╭─ DATASET CONTENT

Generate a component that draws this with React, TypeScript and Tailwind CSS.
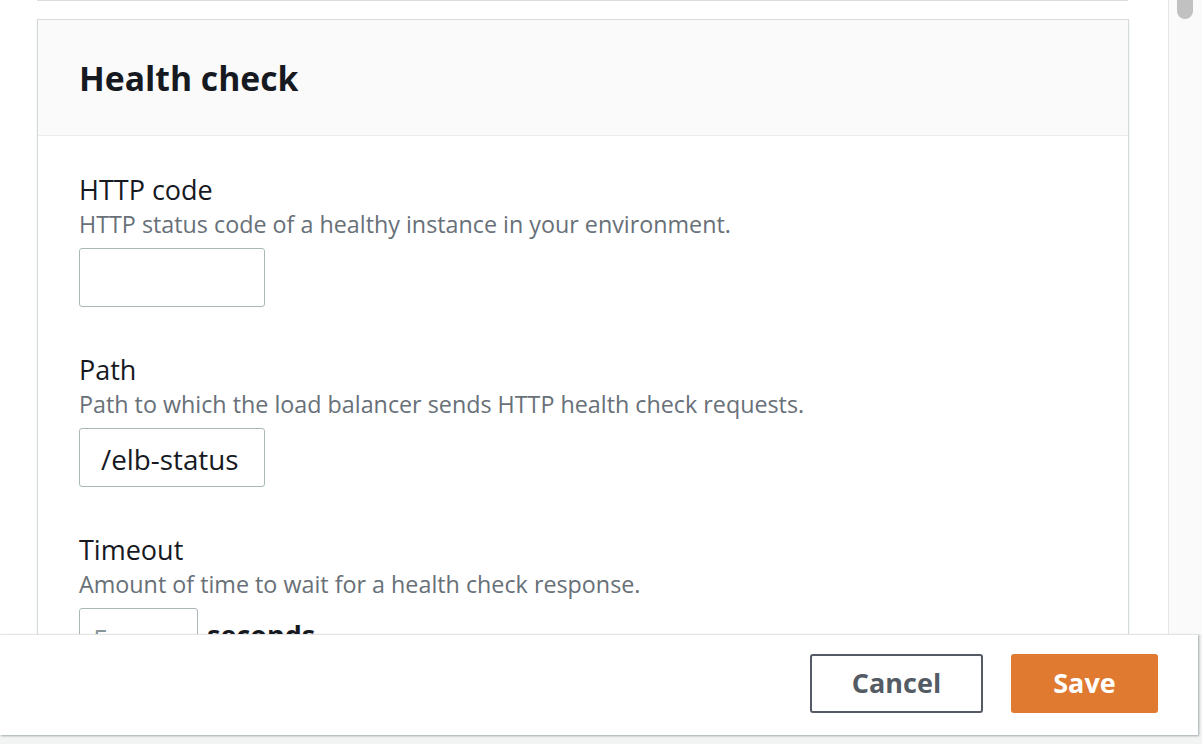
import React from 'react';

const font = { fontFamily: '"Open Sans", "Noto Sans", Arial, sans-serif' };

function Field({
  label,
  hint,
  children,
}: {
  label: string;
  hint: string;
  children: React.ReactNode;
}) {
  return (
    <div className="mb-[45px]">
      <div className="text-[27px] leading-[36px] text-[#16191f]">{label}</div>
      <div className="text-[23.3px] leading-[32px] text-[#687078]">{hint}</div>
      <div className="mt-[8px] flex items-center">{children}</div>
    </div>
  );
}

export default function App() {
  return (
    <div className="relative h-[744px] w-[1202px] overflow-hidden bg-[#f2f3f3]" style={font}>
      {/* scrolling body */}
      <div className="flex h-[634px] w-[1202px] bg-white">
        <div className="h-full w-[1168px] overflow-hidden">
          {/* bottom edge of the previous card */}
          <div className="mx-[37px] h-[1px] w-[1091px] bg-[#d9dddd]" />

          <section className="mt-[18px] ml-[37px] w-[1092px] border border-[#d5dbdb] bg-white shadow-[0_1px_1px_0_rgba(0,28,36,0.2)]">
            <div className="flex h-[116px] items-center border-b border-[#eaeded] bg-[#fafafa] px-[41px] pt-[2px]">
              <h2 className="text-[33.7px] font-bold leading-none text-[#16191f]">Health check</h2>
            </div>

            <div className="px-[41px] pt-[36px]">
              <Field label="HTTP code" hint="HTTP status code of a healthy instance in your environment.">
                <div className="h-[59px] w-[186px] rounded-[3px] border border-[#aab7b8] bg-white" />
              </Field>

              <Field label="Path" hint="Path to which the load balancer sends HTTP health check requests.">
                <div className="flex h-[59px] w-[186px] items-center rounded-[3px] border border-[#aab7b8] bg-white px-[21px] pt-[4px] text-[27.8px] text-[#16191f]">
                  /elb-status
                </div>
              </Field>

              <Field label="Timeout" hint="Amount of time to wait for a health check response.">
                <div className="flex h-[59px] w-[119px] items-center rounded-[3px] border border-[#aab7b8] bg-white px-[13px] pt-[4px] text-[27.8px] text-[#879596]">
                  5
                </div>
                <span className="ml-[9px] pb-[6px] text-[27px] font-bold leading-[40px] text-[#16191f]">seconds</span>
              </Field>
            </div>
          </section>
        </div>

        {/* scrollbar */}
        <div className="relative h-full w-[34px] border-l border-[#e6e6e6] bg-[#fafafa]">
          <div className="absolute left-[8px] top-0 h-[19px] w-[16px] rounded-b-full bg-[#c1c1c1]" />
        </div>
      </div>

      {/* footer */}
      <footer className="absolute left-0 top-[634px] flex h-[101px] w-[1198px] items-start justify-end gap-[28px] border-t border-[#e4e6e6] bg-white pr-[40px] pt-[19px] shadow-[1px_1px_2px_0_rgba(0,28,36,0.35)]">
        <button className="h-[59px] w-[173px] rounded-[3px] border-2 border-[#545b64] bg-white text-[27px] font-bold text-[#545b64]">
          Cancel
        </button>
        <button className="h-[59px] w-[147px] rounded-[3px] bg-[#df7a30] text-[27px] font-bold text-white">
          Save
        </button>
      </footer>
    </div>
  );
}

╰─

_WHAT YOU ARE ASKED TO DO:_
Copy every line of the data word for word, omitting the images.

_COMPLETE OUTPUT:_
Generate a component that draws this with React, TypeScript and Tailwind CSS.
import React from 'react';

const font = { fontFamily: '"Open Sans", "Noto Sans", Arial, sans-serif' };

function Field({
  label,
  hint,
  children,
}: {
  label: string;
  hint: string;
  children: React.ReactNode;
}) {
  return (
    <div className="mb-[45px]">
      <div className="text-[27px] leading-[36px] text-[#16191f]">{label}</div>
      <div className="text-[23.3px] leading-[32px] text-[#687078]">{hint}</div>
      <div className="mt-[8px] flex items-center">{children}</div>
    </div>
  );
}

export default function App() {
  return (
    <div className="relative h-[744px] w-[1202px] overflow-hidden bg-[#f2f3f3]" style={font}>
      {/* scrolling body */}
      <div className="flex h-[634px] w-[1202px] bg-white">
        <div className="h-full w-[1168px] overflow-hidden">
          {/* bottom edge of the previous card */}
          <div className="mx-[37px] h-[1px] w-[1091px] bg-[#d9dddd]" />

          <section className="mt-[18px] ml-[37px] w-[1092px] border border-[#d5dbdb] bg-white shadow-[0_1px_1px_0_rgba(0,28,36,0.2)]">
            <div className="flex h-[116px] items-center border-b border-[#eaeded] bg-[#fafafa] px-[41px] pt-[2px]">
              <h2 className="text-[33.7px] font-bold leading-none text-[#16191f]">Health check</h2>
            </div>

            <div className="px-[41px] pt-[36px]">
              <Field label="HTTP code" hint="HTTP status code of a healthy instance in your environment.">
                <div className="h-[59px] w-[186px] rounded-[3px] border border-[#aab7b8] bg-white" />
              </Field>

              <Field label="Path" hint="Path to which the load balancer sends HTTP health check requests.">
                <div className="flex h-[59px] w-[186px] items-center rounded-[3px] border border-[#aab7b8] bg-white px-[21px] pt-[4px] text-[27.8px] text-[#16191f]">
                  /elb-status
                </div>
              </Field>

              <Field label="Timeout" hint="Amount of time to wait for a health check response.">
                <div className="flex h-[59px] w-[119px] items-center rounded-[3px] border border-[#aab7b8] bg-white px-[13px] pt-[4px] text-[27.8px] text-[#879596]">
                  5
                </div>
                <span className="ml-[9px] pb-[6px] text-[27px] font-bold leading-[40px] text-[#16191f]">seconds</span>
              </Field>
            </div>
          </section>
        </div>

        {/* scrollbar */}
        <div className="relative h-full w-[34px] border-l border-[#e6e6e6] bg-[#fafafa]">
          <div className="absolute left-[8px] top-0 h-[19px] w-[16px] rounded-b-full bg-[#c1c1c1]" />
        </div>
      </div>

      {/* footer */}
      <footer className="absolute left-0 top-[634px] flex h-[101px] w-[1198px] items-start justify-end gap-[28px] border-t border-[#e4e6e6] bg-white pr-[40px] pt-[19px] shadow-[1px_1px_2px_0_rgba(0,28,36,0.35)]">
        <button className="h-[59px] w-[173px] rounded-[3px] border-2 border-[#545b64] bg-white text-[27px] font-bold text-[#545b64]">
          Cancel
        </button>
        <button className="h-[59px] w-[147px] rounded-[3px] bg-[#df7a30] text-[27px] font-bold text-white">
          Save
        </button>
      </footer>
    </div>
  );
}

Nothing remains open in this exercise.